Congress has made a determination that certain procedural safeguards that are necessary prior to the exclusion of an alien based upon drug smuggling are not necessary prior to the exclusion of an alien based upon smuggling of illegal aliens. The former requires a criminal conviction; the latter does not. Even though the statutes provide for a seemingly disparate treatment, “Congress unquestionably has the power to exclude all classes of undesirable aliens from this country, and the courts are charged with enforcing such exclusion when Congress has directed it ....” Rosenberg v. Fleuti, supra, 374 U.S. at 461, 83 S.Ct. at 1811. We do not have the right or power to interpolate procedural requirements from one statute to another.
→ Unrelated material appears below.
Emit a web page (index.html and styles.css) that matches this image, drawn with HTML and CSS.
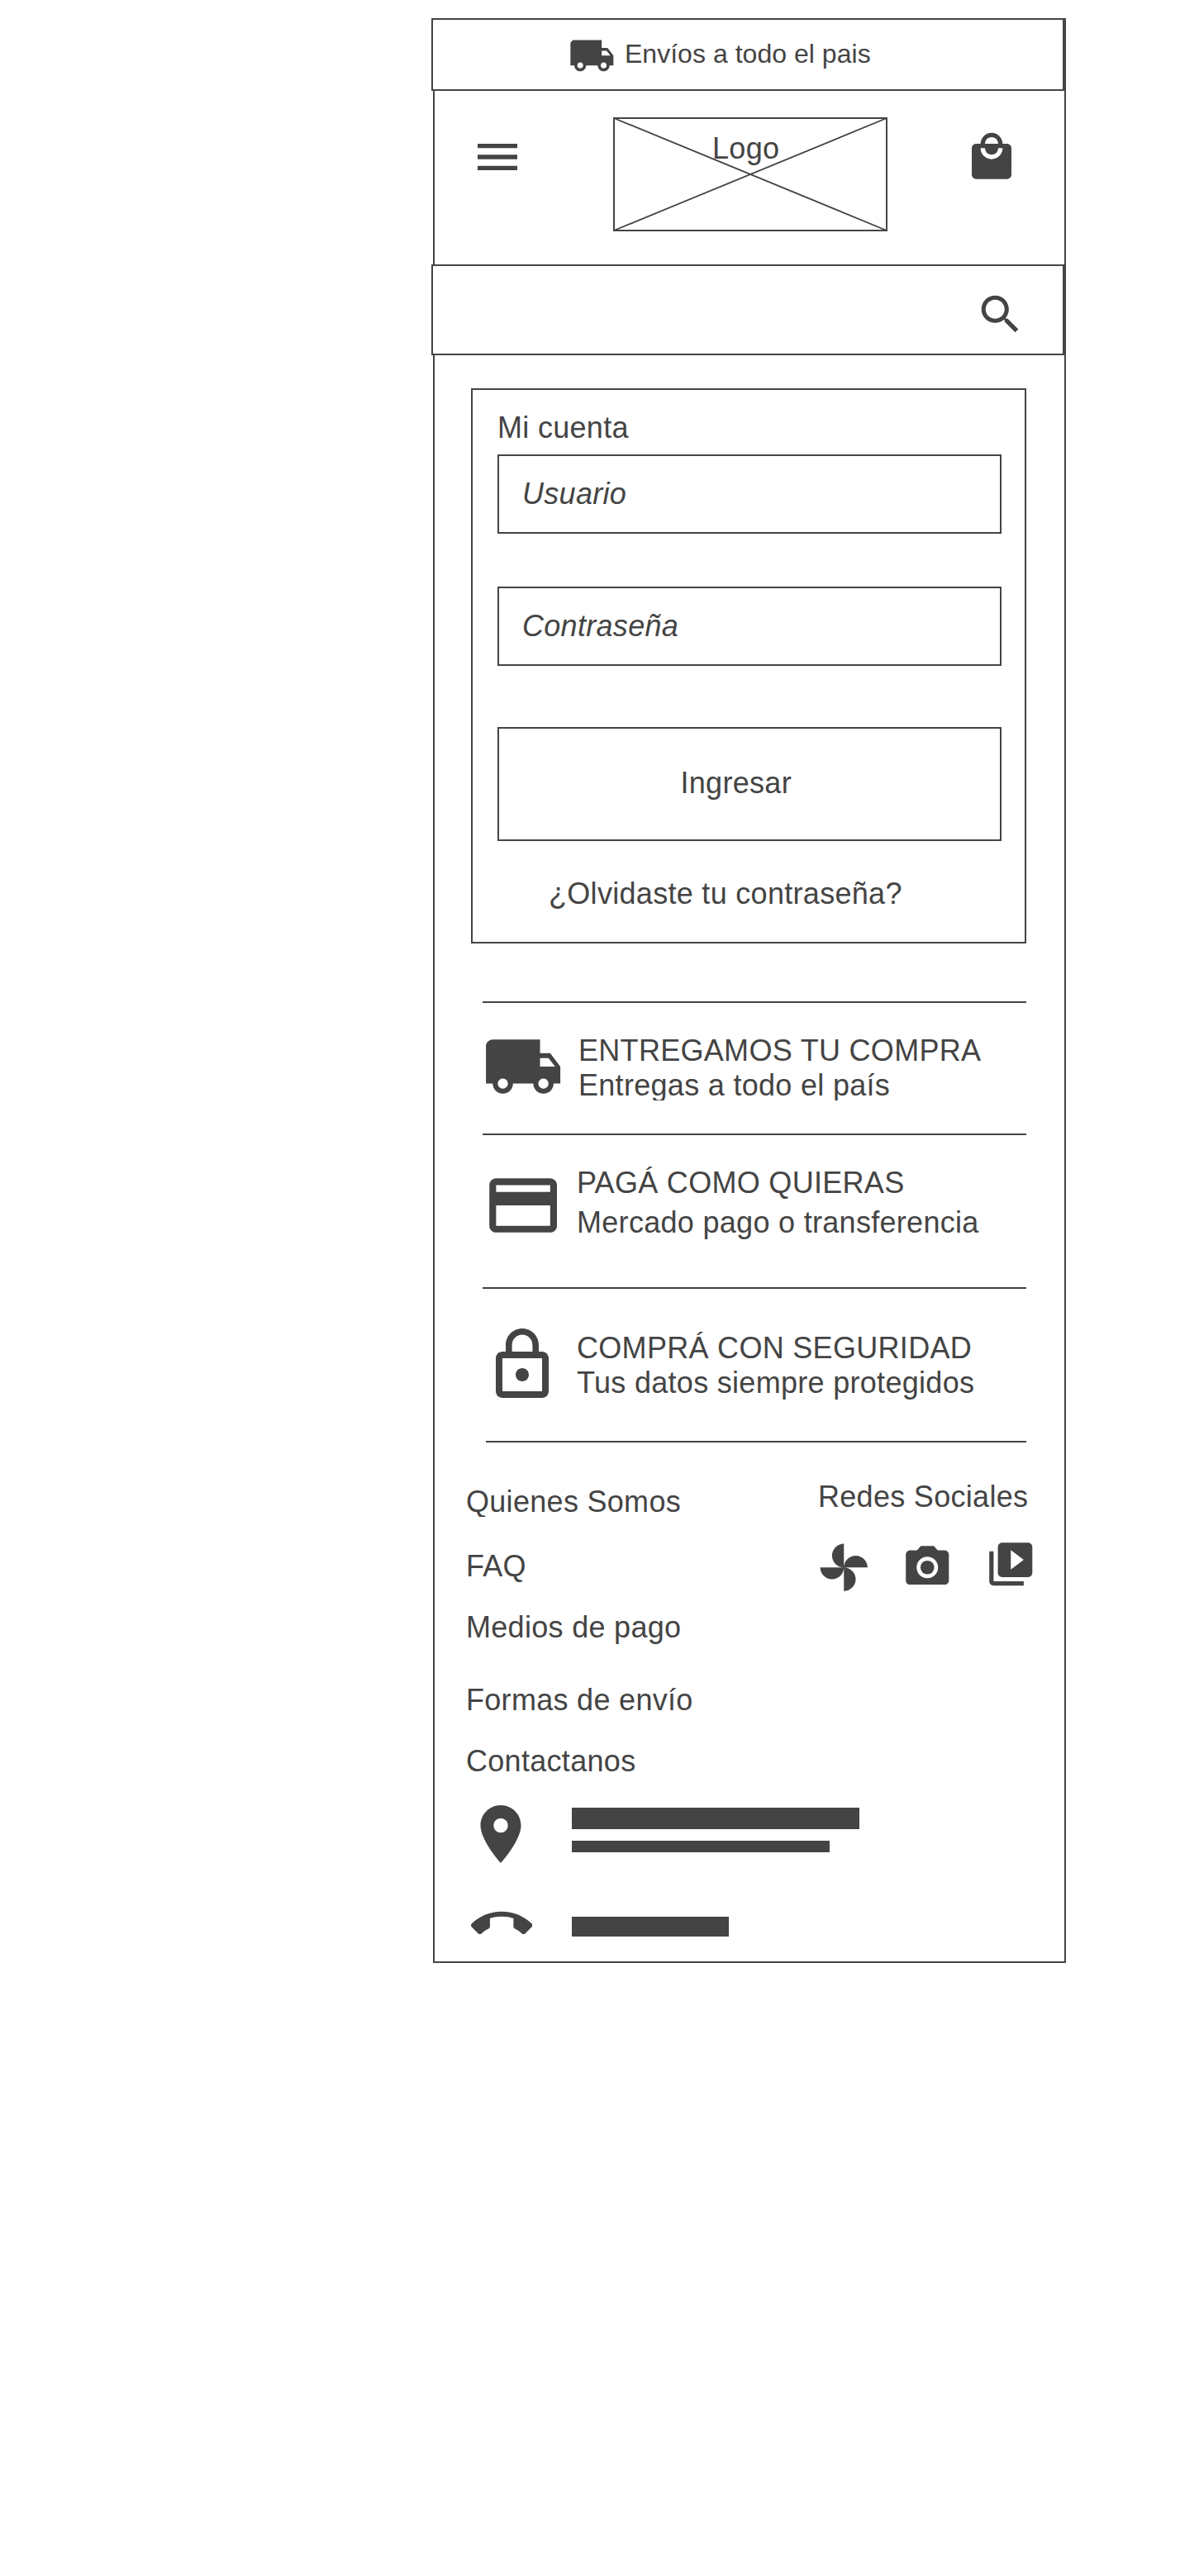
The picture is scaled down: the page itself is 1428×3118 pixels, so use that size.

Plasencia’s attempt to smuggle illegal aliens across the border made her departure from the United States meaningfully interruptive of her permanent residence. She was thus subject to exclusion on her attempt to enter the country. I conclude that the district court’s holding that the Immigration and Naturalization Service could proceed against such an alien only in a deportation proceeding is incorrect, and, therefore, I would reverse.